A couple who had recently lost a child attended his show in Belfast on Thursday, and reportedly walked out after Gervais made a joke about stillborn babies.
This prompted the group Stillbirth and Neonatal Death Support (SAND) NI to issue a warning on its Facebook page about the event on Wednesday.
“We have just had a message from a bereaved couple who were at the Ricky Gervais show in the Waterfront Hall in Belfast,” the group said.
“They have asked us to make any bereaved parents attending the show tonight (aware) that there is a joke in the show about dead babies which upset this couple so much that they had to leave the show.
If you are going to the Waterfront Hall tonight please be aware of this part of the show as it may be upsetting.
Following the message and the testimony of the couple being picked up by a number of news outlets, Gervais took to Twitter yesterday morning to defend his comedy.

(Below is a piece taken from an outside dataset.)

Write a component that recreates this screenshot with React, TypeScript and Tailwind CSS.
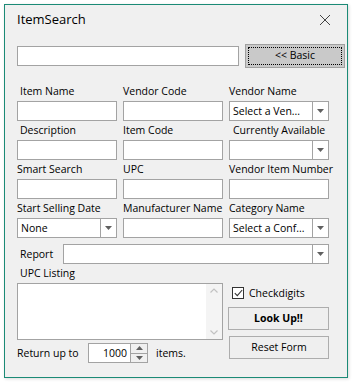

“‘Is there any subject you shouldn’t joke about?’ is no less ridiculous a question than ‘Is there any subject you shouldn’t talk about?’,” Gervais wrote.
“I see offence as the collateral damage of free speech. I hate the thought of a person’s ideas being modified or even hushed because someone somewhere might not like to hear them,” he said.
Gervais sent a number of tweets around the subject of free speech and comedy, saying that jokes about “bad things” don’t necessarily have to be pro those bad things.
Gervais is due in Dublin in June for his Humanity tour, which he said his “angriest, most honest and I think my best tour yet”.
“It’s probably my most personal too.”